None of these tactics actually mitigate risk. Quite the opposite. In the eyes of the candidate, all they do is reflect badly on your company. They obscure your actual decision-making and remove responsibility. They are risk-ducking, not risk-reducing.

What Actually Reduces Hiring Risk

There are three keys to hiring with certainty: choice, competition, and market research.

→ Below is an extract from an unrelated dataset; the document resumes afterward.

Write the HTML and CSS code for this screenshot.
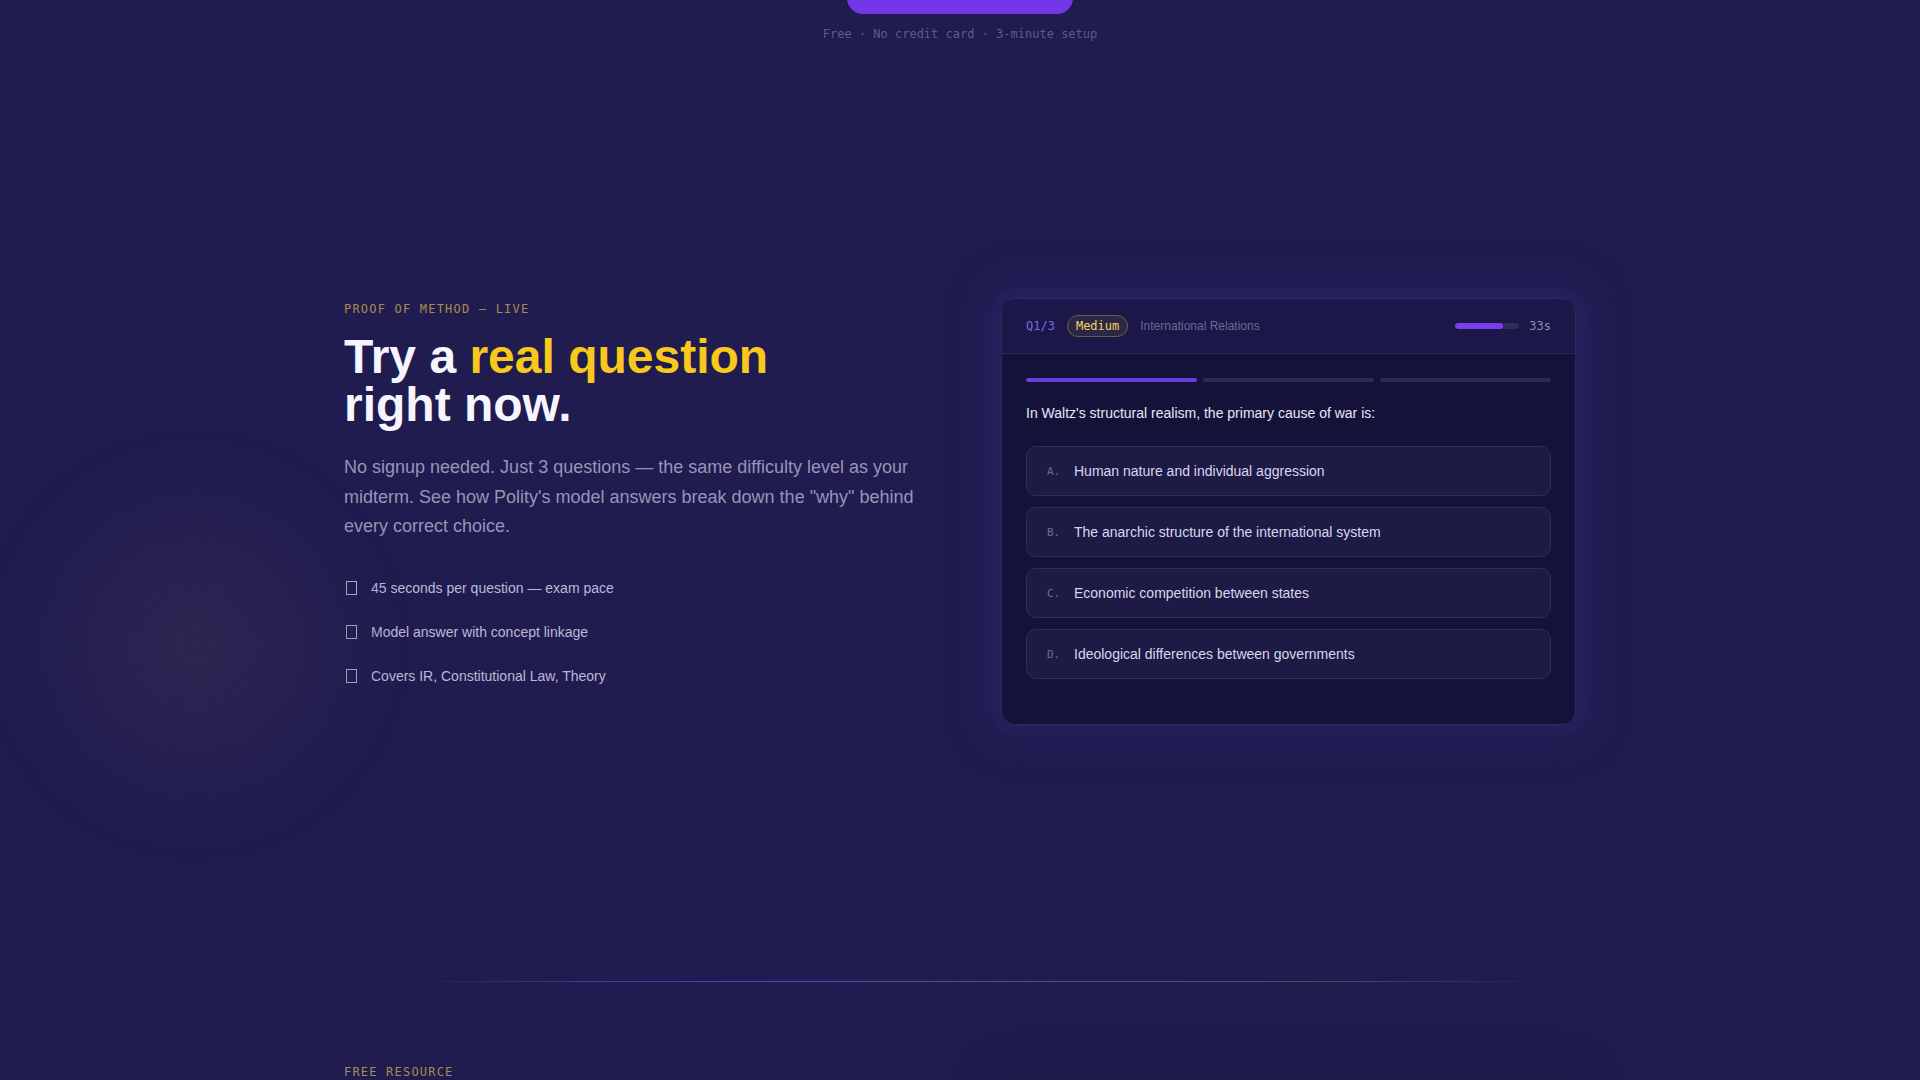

  • Choice: You are far more likely to make a great hiring decision when you have a choice of final candidates at the end of the search process. If you only have one qualified finalist, you can only make the decision to hire or not hire. But when you have two or more great finalists, then you have a choice. Instead of asking, “Would I rather hire or not hire this person?” you can ask, “Which one of these great people would fit in best here?”
  • Competition: A great hiring decision requires rigorous competition between well qualified candidates. So whenever possible, we recommend six well-qualified candidates for a rigorous interview process – because when you start with fewer people, you rarely end up with more than one truly qualified finalist. Without realizing it, managers tend to adjust their hiring standards up or down depending on the size of the candidate pool. When not enough candidates are interviewed, managers tend to subtly lower their expectations so they do not rule out everyone.
  • Market Research: Instead of organizing the recruiting effort as a stubborn hunt for unicorns – the mythical perfect candidate – think of your recruiting as market research. When you organize job market knowledge into a useful framework by which hiring managers can make a decision, hiring unpredictability falls away and the path forward becomes clear. But when you launch your recruiting process with a mental image of your perfect candidate, and ignore everyone who doesn’t fit your mental picture, you will often be disappointed. This all-too-common recruiting approach is the root cause of many hiring failures. Yet despite repeated frustrations, most people have never considered any other approach.

Choice, competition, and market research bring rigor and clarity to your hiring process. As Sun Yat-sen once said, “To understand is hard. Once one understands, action is easy.”